Soyuz launches from Kazakhstan with space station supply ship

A Soyuz-2.1a rocket lifts off from the Baikonur Cosmodrome in Kazakhstan with the 75h Progress supply ship for the International Space Station. Credit: Roscosmos

A Soyuz rocket decorated to mark the 75th anniversary of the end of World War II in Europe fired into space Friday from the Baikonur Cosmodrome in Kazakhstan, sending a Progress supply ship on a fast-track, three-hour pursuit of the International Space Station.

The Soyuz-2.1a booster ignited its kerosene-fueled engines at climbed away from Launch Pad No. 31 at Baikonur at 9:51:41 p.m. EDT Friday (0151 GMT Saturday) to kick off a nine-minute climb into orbit.

Liftoff occurred at 6:51 a.m. Baikonur time Saturday, and the Soyuz arced into clear skies toward the northeast over the barren Kazakh steppe.

The Soyuz-2.1a rocket was adorned with markings and the number “75” on its payload shroud, signifying the launch occurred on the 75th anniversary of the meeting of U.S. and Soviet troops on the Elbe River in Germany in the final days of World War II in Europe.

The number has a double significance because the cargo mission is the 75th Progress resupply flight to the International Space Station since 2000.
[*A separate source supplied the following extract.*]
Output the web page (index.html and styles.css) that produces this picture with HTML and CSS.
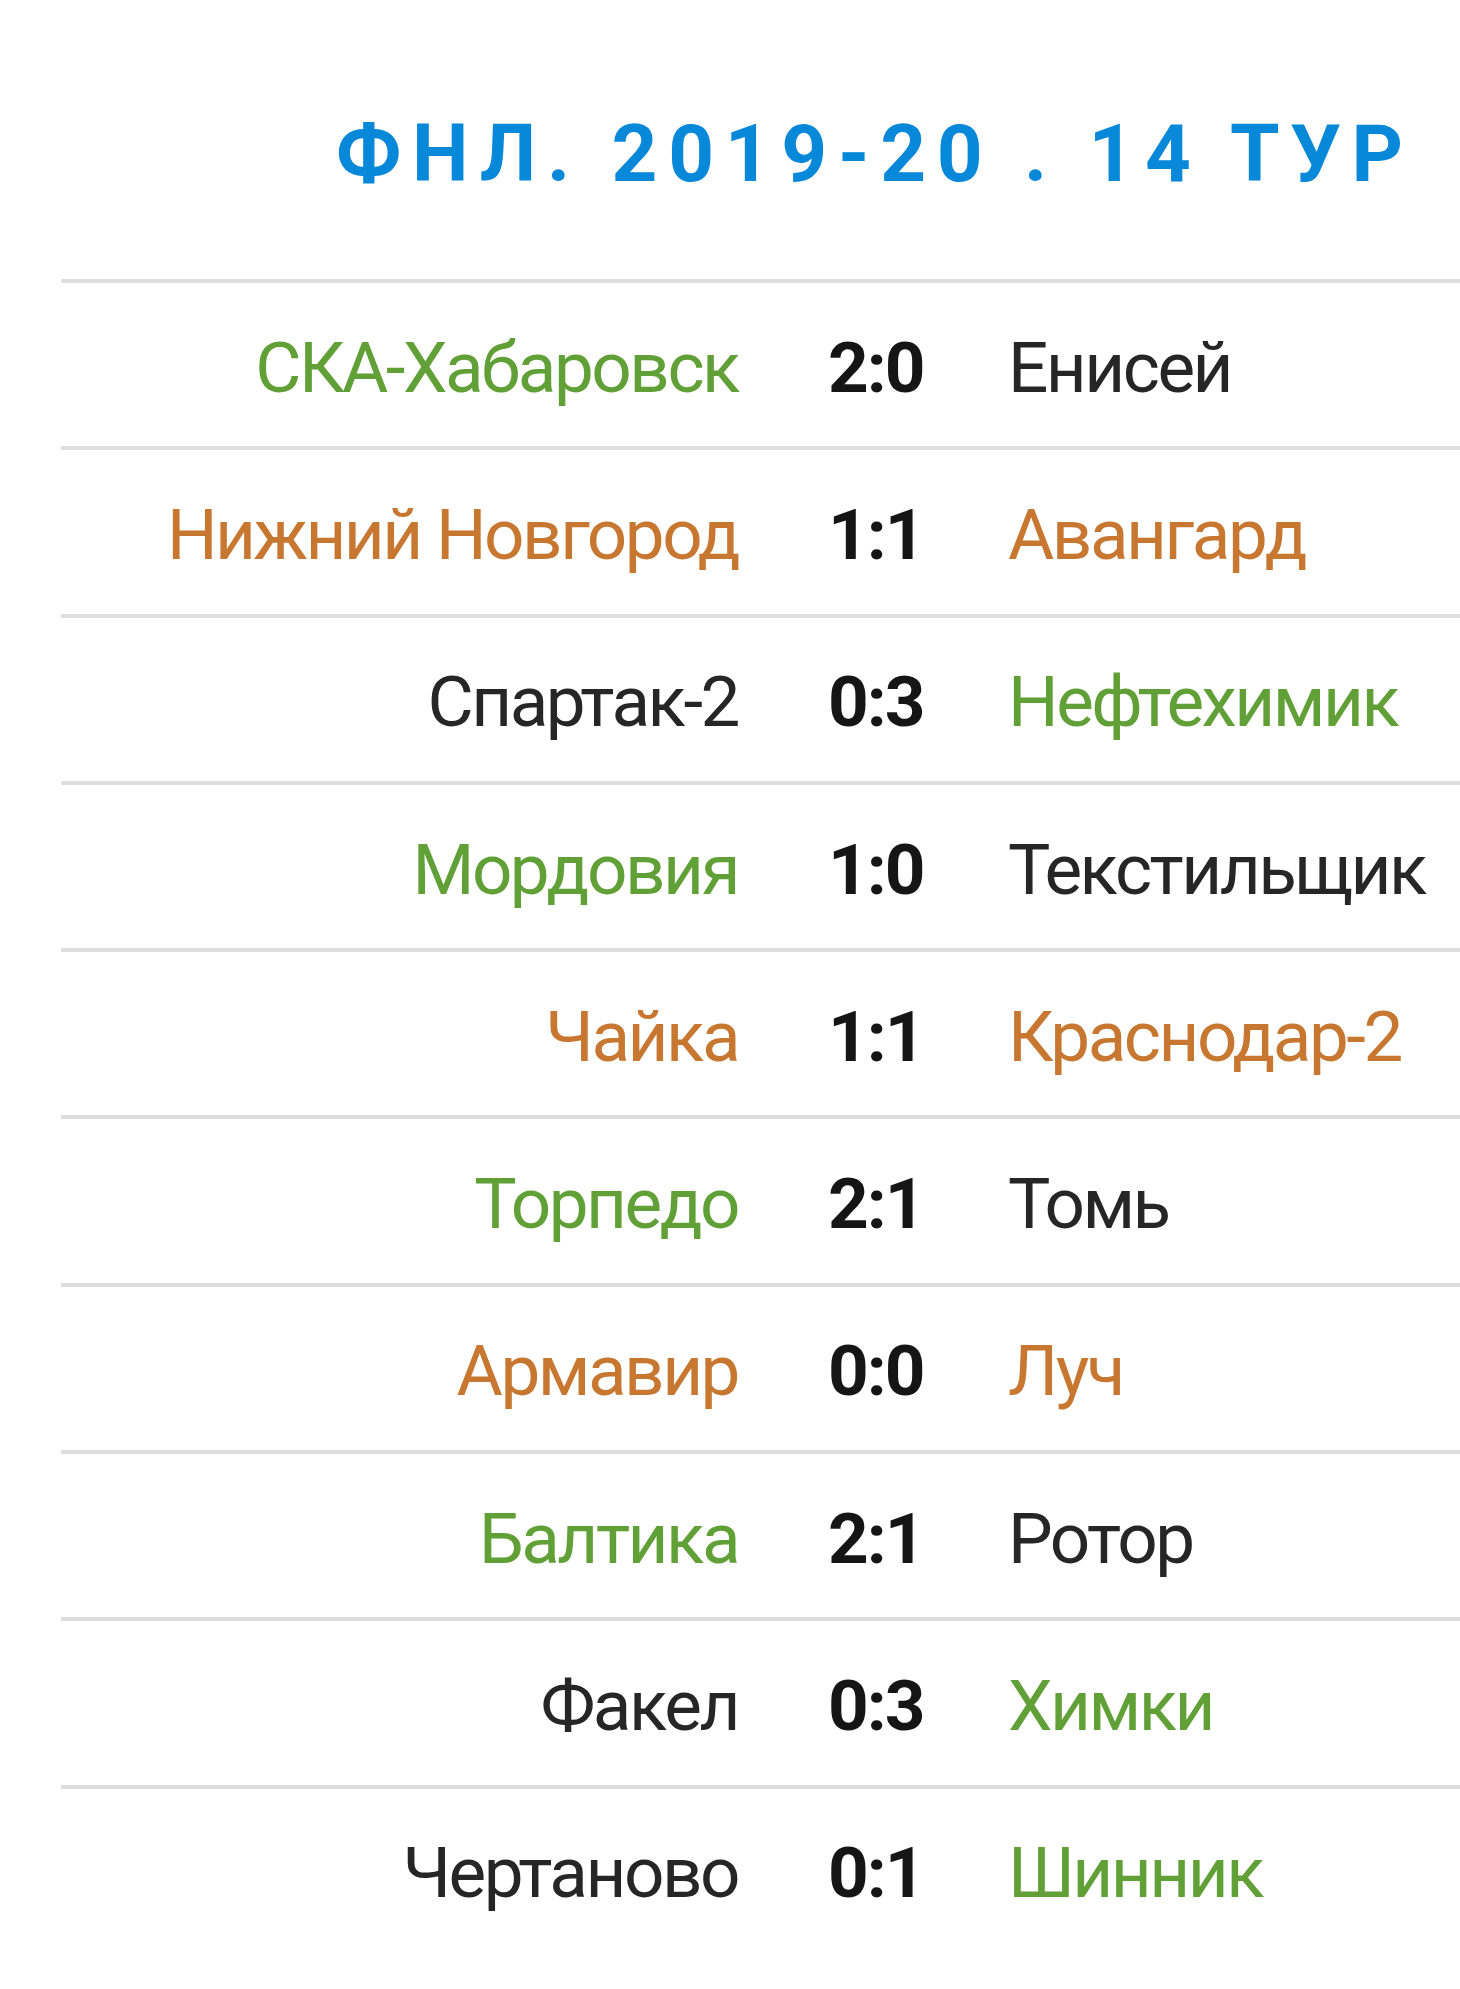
FILE: index.html
```html
<!DOCTYPE html>
<html lang="ru">
<head>
<meta charset="utf-8">
<title>ФНЛ. 2019-20 . 14 тур</title>
<link rel="stylesheet" href="styles.css">
</head>
<body>
<div class="widget">
  <h1 class="title">ФНЛ. 2019-20 . 14 ТУР</h1>
  <div class="matches">
    <div class="match"><span class="team home win">СКА-Хабаровск</span><span class="score">2:0</span><span class="team away">Енисей</span></div>
    <div class="match"><span class="team home draw">Нижний Новгород</span><span class="score">1:1</span><span class="team away draw">Авангард</span></div>
    <div class="match"><span class="team home">Спартак-2</span><span class="score">0:3</span><span class="team away win">Нефтехимик</span></div>
    <div class="match"><span class="team home win">Мордовия</span><span class="score">1:0</span><span class="team away">Текстильщик</span></div>
    <div class="match"><span class="team home draw">Чайка</span><span class="score">1:1</span><span class="team away draw">Краснодар-2</span></div>
    <div class="match"><span class="team home win">Торпедо</span><span class="score">2:1</span><span class="team away">Томь</span></div>
    <div class="match"><span class="team home draw">Армавир</span><span class="score">0:0</span><span class="team away draw">Луч</span></div>
    <div class="match"><span class="team home win">Балтика</span><span class="score">2:1</span><span class="team away">Ротор</span></div>
    <div class="match"><span class="team home">Факел</span><span class="score">0:3</span><span class="team away win">Химки</span></div>
    <div class="match"><span class="team home">Чертаново</span><span class="score">0:1</span><span class="team away win">Шинник</span></div>
  </div>
</div>
</body>
</html>
```
FILE: styles.css
```css
html, body {
  margin: 0;
  padding: 0;
  background: #ffffff;
}
body {
  font-family: Roboto, "Liberation Sans", Arial, sans-serif;
  overflow: hidden;
}
.widget {
  padding-left: 61px;
  padding-top: 114px;
}
.title {
  margin: 0 0 85px 0;
  padding-left: 275px;
  font-size: 80px;
  line-height: 80px;
  font-weight: 700;
  letter-spacing: 10.7px;
  color: #0788d8;
  white-space: nowrap;
}
.matches {
  display: flex;
  flex-direction: column;
}
.match {
  display: grid;
  grid-template-columns: 677px 90px 1fr;
  column-gap: 90px;
  align-items: center;
  box-sizing: border-box;
  height: 167.3px;
  padding-top: 5px;
  border-top: 4px solid #dedede;
  white-space: nowrap;
}
.team {
  font-size: 71px;
  letter-spacing: -2.5px;
  color: #262626;
}
.home {
  text-align: right;
}
.score {
  font-size: 71px;
  font-weight: 700;
  letter-spacing: -2px;
  color: #151515;
}
.win {
  color: #61a036;
}
.draw {
  color: #c77730;
}
```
The Soyuz launch was timed less than a minute before the space station soared directly over the historic Central Asia spaceport, putting the Progress cargo freighter on course to dock with the orbiting research outpost less than three-and-a-half hours later.

The Progress MS-14 supply ship separated from the Soyuz rocket’s third stage around nine minutes into the flight. Seconds later, the automated cargo carrier unfurled navigation antennas and power-generating solar arrays.

A series of thruster firings put the Progress MS-14 in position to begin a final approach to the space station around three hours after launch. The radar-guided rendezvous culminated in a link-up with the rear port of the space station’s Zvezda service module at 1:12 a.m. EDT (0512 GMT).

The Progress MS-14 spacecraft’s pressurized compartment is packed with nearly 3,000 pounds (1,350 kilograms) of dry cargo, including food, medicine, sanitary and hygienic materials, and equipment for space station systems.

The supply ship also carries around 1,543 pounds (700 kilograms) of propellant for transfer into the station’s Zvezda module propulsion system, 926 pounds (420 kilograms) of water, and around 110 pounds (50 kilograms) of compressed air to replenish the station’s breathable atmosphere.

After docking, the three-man space station crew will open hatches to the Progress supply ship and begin unpacking the spacecraft’s pressurized cabin. The Progress MS-14 spacecraft is scheduled to remain docked at the station through late 2020, when it will depart with trash and re-enter the Earth’s atmosphere for destruction over the South Pacific Ocean.

The arrival of the space station’s next Progress supply shipment occurred a week after the departure of the research lab’s last crew. Russian cosmonaut Oleg Skripochka and NASA crewmates Jessica Meir and Andrew Morgan landed in Kazakhstan on April 17, leaving veteran NASA astronaut Chris Cassidy in command of the International Space Station.

Cassidy and his Russian crewmates — Anatoly Ivanishin and Ivan Vagner — launched April 9 for their long-duration expedition on the station, expected to last more than six months.

A Northrop Grumman Cygnus spacecraft that arrived at the space station in February is scheduled to depart the orbiting complex May 11. Like the Progress, the Cygnus freighter will carry trash away from the station and burn up in the atmosphere.

A Japanese HTV cargo ship is scheduled for launch May 20 from the Tanegashima Space Center in Japan. Loaded with several tons of experiments and a fresh set of solar array batteries, the HTV cargo carrier is due to arrive at the space station May 25.

Then SpaceX’s Crew Dragon spaceship is set for its first launch with astronauts as soon as May 27 from the Kennedy Space Center in Florida. NASA astronauts Doug Hurley and Bob Behnken will fly aboard the Crew Dragon, with docking at the space station set for May 28 to begin a mission lasting several months.